— BEGIN PROVIDED MATERIAL —

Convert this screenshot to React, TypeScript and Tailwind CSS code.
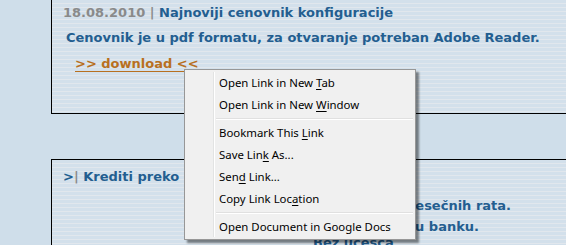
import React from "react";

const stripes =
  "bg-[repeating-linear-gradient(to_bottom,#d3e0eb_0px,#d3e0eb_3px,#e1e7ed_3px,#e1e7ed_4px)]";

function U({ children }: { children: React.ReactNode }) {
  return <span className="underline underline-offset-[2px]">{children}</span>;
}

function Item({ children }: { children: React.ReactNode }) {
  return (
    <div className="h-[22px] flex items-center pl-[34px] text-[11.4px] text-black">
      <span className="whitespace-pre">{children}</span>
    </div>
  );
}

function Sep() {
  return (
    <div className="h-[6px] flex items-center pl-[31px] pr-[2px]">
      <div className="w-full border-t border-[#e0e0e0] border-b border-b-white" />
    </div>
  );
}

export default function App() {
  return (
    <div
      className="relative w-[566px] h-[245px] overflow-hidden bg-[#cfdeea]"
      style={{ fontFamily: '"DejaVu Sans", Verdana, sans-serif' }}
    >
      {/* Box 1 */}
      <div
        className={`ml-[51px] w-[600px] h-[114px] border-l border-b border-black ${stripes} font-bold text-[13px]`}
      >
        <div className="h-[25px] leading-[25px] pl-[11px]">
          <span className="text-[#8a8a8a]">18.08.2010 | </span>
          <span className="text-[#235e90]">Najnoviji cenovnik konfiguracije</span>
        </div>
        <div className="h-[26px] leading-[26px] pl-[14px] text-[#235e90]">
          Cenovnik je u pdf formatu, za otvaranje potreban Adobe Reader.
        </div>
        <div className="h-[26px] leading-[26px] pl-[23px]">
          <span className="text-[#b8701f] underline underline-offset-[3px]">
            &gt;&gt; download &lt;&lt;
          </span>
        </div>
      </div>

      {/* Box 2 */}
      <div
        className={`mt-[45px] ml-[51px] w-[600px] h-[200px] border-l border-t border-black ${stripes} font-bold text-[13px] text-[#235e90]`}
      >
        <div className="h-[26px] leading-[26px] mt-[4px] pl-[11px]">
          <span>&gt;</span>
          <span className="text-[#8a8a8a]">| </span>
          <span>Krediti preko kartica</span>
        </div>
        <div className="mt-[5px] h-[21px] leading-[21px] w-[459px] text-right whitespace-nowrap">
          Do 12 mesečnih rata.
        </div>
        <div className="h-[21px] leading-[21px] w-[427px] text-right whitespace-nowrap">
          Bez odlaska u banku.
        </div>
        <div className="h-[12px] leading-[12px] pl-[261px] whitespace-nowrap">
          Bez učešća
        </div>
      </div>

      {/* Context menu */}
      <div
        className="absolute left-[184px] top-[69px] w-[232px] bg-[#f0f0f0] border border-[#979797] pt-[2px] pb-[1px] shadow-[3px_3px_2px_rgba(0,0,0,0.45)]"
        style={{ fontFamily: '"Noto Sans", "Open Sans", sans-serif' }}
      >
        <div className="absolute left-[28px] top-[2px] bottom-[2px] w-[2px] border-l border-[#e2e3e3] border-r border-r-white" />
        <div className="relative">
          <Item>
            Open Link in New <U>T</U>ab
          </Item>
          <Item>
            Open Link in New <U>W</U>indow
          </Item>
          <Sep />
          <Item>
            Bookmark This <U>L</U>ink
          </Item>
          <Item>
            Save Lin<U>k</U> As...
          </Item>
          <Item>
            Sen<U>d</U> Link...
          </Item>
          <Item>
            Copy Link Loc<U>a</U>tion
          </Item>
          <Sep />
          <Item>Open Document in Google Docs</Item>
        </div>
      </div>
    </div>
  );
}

— END PROVIDED MATERIAL —

• **PROBLEM TO SOLVE**: Extract every line of the data exactly; pictures stay out.

• **RESULT OF THE EXERCISE**:
Convert this screenshot to React, TypeScript and Tailwind CSS code.
import React from "react";

const stripes =
  "bg-[repeating-linear-gradient(to_bottom,#d3e0eb_0px,#d3e0eb_3px,#e1e7ed_3px,#e1e7ed_4px)]";

function U({ children }: { children: React.ReactNode }) {
  return <span className="underline underline-offset-[2px]">{children}</span>;
}

function Item({ children }: { children: React.ReactNode }) {
  return (
    <div className="h-[22px] flex items-center pl-[34px] text-[11.4px] text-black">
      <span className="whitespace-pre">{children}</span>
    </div>
  );
}

function Sep() {
  return (
    <div className="h-[6px] flex items-center pl-[31px] pr-[2px]">
      <div className="w-full border-t border-[#e0e0e0] border-b border-b-white" />
    </div>
  );
}

export default function App() {
  return (
    <div
      className="relative w-[566px] h-[245px] overflow-hidden bg-[#cfdeea]"
      style={{ fontFamily: '"DejaVu Sans", Verdana, sans-serif' }}
    >
      {/* Box 1 */}
      <div
        className={`ml-[51px] w-[600px] h-[114px] border-l border-b border-black ${stripes} font-bold text-[13px]`}
      >
        <div className="h-[25px] leading-[25px] pl-[11px]">
          <span className="text-[#8a8a8a]">18.08.2010 | </span>
          <span className="text-[#235e90]">Najnoviji cenovnik konfiguracije</span>
        </div>
        <div className="h-[26px] leading-[26px] pl-[14px] text-[#235e90]">
          Cenovnik je u pdf formatu, za otvaranje potreban Adobe Reader.
        </div>
        <div className="h-[26px] leading-[26px] pl-[23px]">
          <span className="text-[#b8701f] underline underline-offset-[3px]">
            &gt;&gt; download &lt;&lt;
          </span>
        </div>
      </div>

      {/* Box 2 */}
      <div
        className={`mt-[45px] ml-[51px] w-[600px] h-[200px] border-l border-t border-black ${stripes} font-bold text-[13px] text-[#235e90]`}
      >
        <div className="h-[26px] leading-[26px] mt-[4px] pl-[11px]">
          <span>&gt;</span>
          <span className="text-[#8a8a8a]">| </span>
          <span>Krediti preko kartica</span>
        </div>
        <div className="mt-[5px] h-[21px] leading-[21px] w-[459px] text-right whitespace-nowrap">
          Do 12 mesečnih rata.
        </div>
        <div className="h-[21px] leading-[21px] w-[427px] text-right whitespace-nowrap">
          Bez odlaska u banku.
        </div>
        <div className="h-[12px] leading-[12px] pl-[261px] whitespace-nowrap">
          Bez učešća
        </div>
      </div>

      {/* Context menu */}
      <div
        className="absolute left-[184px] top-[69px] w-[232px] bg-[#f0f0f0] border border-[#979797] pt-[2px] pb-[1px] shadow-[3px_3px_2px_rgba(0,0,0,0.45)]"
        style={{ fontFamily: '"Noto Sans", "Open Sans", sans-serif' }}
      >
        <div className="absolute left-[28px] top-[2px] bottom-[2px] w-[2px] border-l border-[#e2e3e3] border-r border-r-white" />
        <div className="relative">
          <Item>
            Open Link in New <U>T</U>ab
          </Item>
          <Item>
            Open Link in New <U>W</U>indow
          </Item>
          <Sep />
          <Item>
            Bookmark This <U>L</U>ink
          </Item>
          <Item>
            Save Lin<U>k</U> As...
          </Item>
          <Item>
            Sen<U>d</U> Link...
          </Item>
          <Item>
            Copy Link Loc<U>a</U>tion
          </Item>
          <Sep />
          <Item>Open Document in Google Docs</Item>
        </div>
      </div>
    </div>
  );
}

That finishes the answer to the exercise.